[Given task]
Images are not part of the copy; transcribe all the data exactly.

[Information supplied]
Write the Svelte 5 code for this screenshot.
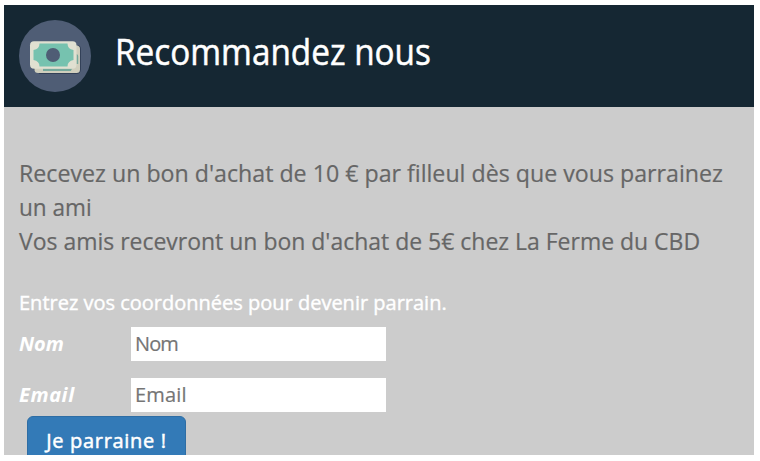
<script>
  const fields = [
    { id: 'nom', label: 'Nom', type: 'text' },
    { id: 'email', label: 'Email', type: 'email' }
  ];
</script>

<main class="card">
  <header>
    <svg class="logo" viewBox="0 0 72 72" width="72" height="72" aria-hidden="true">
      <circle cx="36" cy="36" r="36" fill="#4f5d75" />
      <path d="M11 28h3v19q0 3 5 4l1 3h37q5 0 5-5V29q0-3-3-4v23H13q-2 0-2-4z" fill="#334158" />
      <rect x="15.500" y="25.500" width="45.500" height="27.500" rx="3.500" fill="#d0cfbd" />
      <path d="M24 51h28q0-1.500 1.500-2.500H24zM57.500 34q1.700.500 1.700 2v8h-1.700z" fill="#76a99c" />
      <rect x="11" y="21.200" width="46.500" height="27.500" rx="4" fill="#e0e0d1" />
      <path d="M20.500 23.500h28q0 5.500 6 6.500v10q-6 1-6 6.500h-28q0-5.500-6-6.500V30q6-1 6-6.500z" fill="#76c2af" />
      <circle cx="34" cy="35" r="7" fill="#4f5d75" />
    </svg>
    <h1><span>Recommandez nous</span></h1>
  </header>
  <section>
    <div class="offer">
      <div><span class="o1">Recevez un bon d'achat de 10 € par filleul dès que vous parrainez</span></div>
      <div><span class="o2">un ami</span></div>
      <div><span class="o3">Vos amis recevront un bon d'achat de 5€ chez La Ferme du CBD</span></div>
    </div>
    <form onsubmit={(e) => e.preventDefault()}>
      <p class="intro">Entrez vos coordonnées pour devenir parrain.</p>
      {#each fields as field}
        <div class="row">
          <label for={field.id}>{field.label}</label>
          <input id={field.id} type={field.type} placeholder={field.label} />
        </div>
      {/each}
      <button type="submit">Je parraine !</button>
    </form>
  </section>
</main>

<style>
  :global(body) { margin: 0; background: #fff; }
  .card {
    box-sizing: border-box;
    width: 750px;
    height: 450px;
    margin: 5px 0 0 4px;
    overflow: hidden;
    background: #ccc;
    font-family: "Trebuchet MS", "Open Sans", sans-serif;
  }
  header {
    box-sizing: border-box;
    height: 102px;
    padding: 0 15px;
    display: flex;
    align-items: center;
    gap: 24px;
    background: #152733;
  }
  .logo { flex: none; }
  h1 {
    margin: -8px 0 0;
    color: #fff;
    font-size: 36px;
    font-weight: 400;
    line-height: 40px;
    white-space: nowrap;
  }
  h1 span, .offer span { display: inline-block; transform-origin: 0 50%; }
  h1 span { transform: scaleX(0.925); -webkit-text-stroke: 0.5px currentColor; }
  section { padding: 49px 15px 0; }
  .offer {
    color: #666;
    font-size: 24px;
    line-height: 34px;
    white-space: nowrap;
    -webkit-text-stroke: 0.2px currentColor;
  }
  .o1 { transform: scaleX(0.966); }
  .o2 { transform: scaleX(0.94); }
  .o3 { transform: scaleX(0.957); }
  form { padding-top: 30px; }
  .intro {
    margin: 0 0 10px;
    color: #fff;
    font-size: 20px;
    line-height: 29px;
    white-space: nowrap;
    -webkit-text-stroke: 0.4px currentColor;
  }
  .row { display: flex; height: 34px; margin-bottom: 17px; }
  label {
    width: 112px;
    color: #fff;
    font-size: 20px;
    font-weight: 700;
    font-style: italic;
    line-height: 34px;
  }
  label[for="email"] { letter-spacing: 0.6px; }
  input {
    box-sizing: border-box;
    width: 255px;
    height: 34px;
    padding: 0 4px 2px;
    border: 0;
    background: #fff;
    font: 20px "Trebuchet MS", "Open Sans", sans-serif;
    -webkit-text-stroke: 0.2px #757575;
  }
  #nom { letter-spacing: -0.9px; }
  #email { letter-spacing: 0.2px; }
  input::placeholder { color: #757575; opacity: 1; }
  button {
    box-sizing: border-box;
    display: block;
    width: 159px;
    height: 50px;
    margin: -13px 0 0 8px;
    padding: 0 0 2px;
    border: 1px solid #2e6da4;
    border-radius: 6px;
    background: #337ab7;
    color: #fff;
    font: 20px "Trebuchet MS", "Open Sans", sans-serif;
    letter-spacing: 0.7px;
    white-space: nowrap;
    -webkit-text-stroke: 0.5px currentColor;
  }
</style>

[Solution to this task]
Write the Svelte 5 code for this screenshot.
<script>
  const fields = [
    { id: 'nom', label: 'Nom', type: 'text' },
    { id: 'email', label: 'Email', type: 'email' }
  ];
</script>

<main class="card">
  <header>
    <svg class="logo" viewBox="0 0 72 72" width="72" height="72" aria-hidden="true">
      <circle cx="36" cy="36" r="36" fill="#4f5d75" />
      <path d="M11 28h3v19q0 3 5 4l1 3h37q5 0 5-5V29q0-3-3-4v23H13q-2 0-2-4z" fill="#334158" />
      <rect x="15.500" y="25.500" width="45.500" height="27.500" rx="3.500" fill="#d0cfbd" />
      <path d="M24 51h28q0-1.500 1.500-2.500H24zM57.500 34q1.700.500 1.700 2v8h-1.700z" fill="#76a99c" />
      <rect x="11" y="21.200" width="46.500" height="27.500" rx="4" fill="#e0e0d1" />
      <path d="M20.500 23.500h28q0 5.500 6 6.500v10q-6 1-6 6.500h-28q0-5.500-6-6.500V30q6-1 6-6.500z" fill="#76c2af" />
      <circle cx="34" cy="35" r="7" fill="#4f5d75" />
    </svg>
    <h1><span>Recommandez nous</span></h1>
  </header>
  <section>
    <div class="offer">
      <div><span class="o1">Recevez un bon d'achat de 10 € par filleul dès que vous parrainez</span></div>
      <div><span class="o2">un ami</span></div>
      <div><span class="o3">Vos amis recevront un bon d'achat de 5€ chez La Ferme du CBD</span></div>
    </div>
    <form onsubmit={(e) => e.preventDefault()}>
      <p class="intro">Entrez vos coordonnées pour devenir parrain.</p>
      {#each fields as field}
        <div class="row">
          <label for={field.id}>{field.label}</label>
          <input id={field.id} type={field.type} placeholder={field.label} />
        </div>
      {/each}
      <button type="submit">Je parraine !</button>
    </form>
  </section>
</main>

<style>
  :global(body) { margin: 0; background: #fff; }
  .card {
    box-sizing: border-box;
    width: 750px;
    height: 450px;
    margin: 5px 0 0 4px;
    overflow: hidden;
    background: #ccc;
    font-family: "Trebuchet MS", "Open Sans", sans-serif;
  }
  header {
    box-sizing: border-box;
    height: 102px;
    padding: 0 15px;
    display: flex;
    align-items: center;
    gap: 24px;
    background: #152733;
  }
  .logo { flex: none; }
  h1 {
    margin: -8px 0 0;
    color: #fff;
    font-size: 36px;
    font-weight: 400;
    line-height: 40px;
    white-space: nowrap;
  }
  h1 span, .offer span { display: inline-block; transform-origin: 0 50%; }
  h1 span { transform: scaleX(0.925); -webkit-text-stroke: 0.5px currentColor; }
  section { padding: 49px 15px 0; }
  .offer {
    color: #666;
    font-size: 24px;
    line-height: 34px;
    white-space: nowrap;
    -webkit-text-stroke: 0.2px currentColor;
  }
  .o1 { transform: scaleX(0.966); }
  .o2 { transform: scaleX(0.94); }
  .o3 { transform: scaleX(0.957); }
  form { padding-top: 30px; }
  .intro {
    margin: 0 0 10px;
    color: #fff;
    font-size: 20px;
    line-height: 29px;
    white-space: nowrap;
    -webkit-text-stroke: 0.4px currentColor;
  }
  .row { display: flex; height: 34px; margin-bottom: 17px; }
  label {
    width: 112px;
    color: #fff;
    font-size: 20px;
    font-weight: 700;
    font-style: italic;
    line-height: 34px;
  }
  label[for="email"] { letter-spacing: 0.6px; }
  input {
    box-sizing: border-box;
    width: 255px;
    height: 34px;
    padding: 0 4px 2px;
    border: 0;
    background: #fff;
    font: 20px "Trebuchet MS", "Open Sans", sans-serif;
    -webkit-text-stroke: 0.2px #757575;
  }
  #nom { letter-spacing: -0.9px; }
  #email { letter-spacing: 0.2px; }
  input::placeholder { color: #757575; opacity: 1; }
  button {
    box-sizing: border-box;
    display: block;
    width: 159px;
    height: 50px;
    margin: -13px 0 0 8px;
    padding: 0 0 2px;
    border: 1px solid #2e6da4;
    border-radius: 6px;
    background: #337ab7;
    color: #fff;
    font: 20px "Trebuchet MS", "Open Sans", sans-serif;
    letter-spacing: 0.7px;
    white-space: nowrap;
    -webkit-text-stroke: 0.5px currentColor;
  }
</style>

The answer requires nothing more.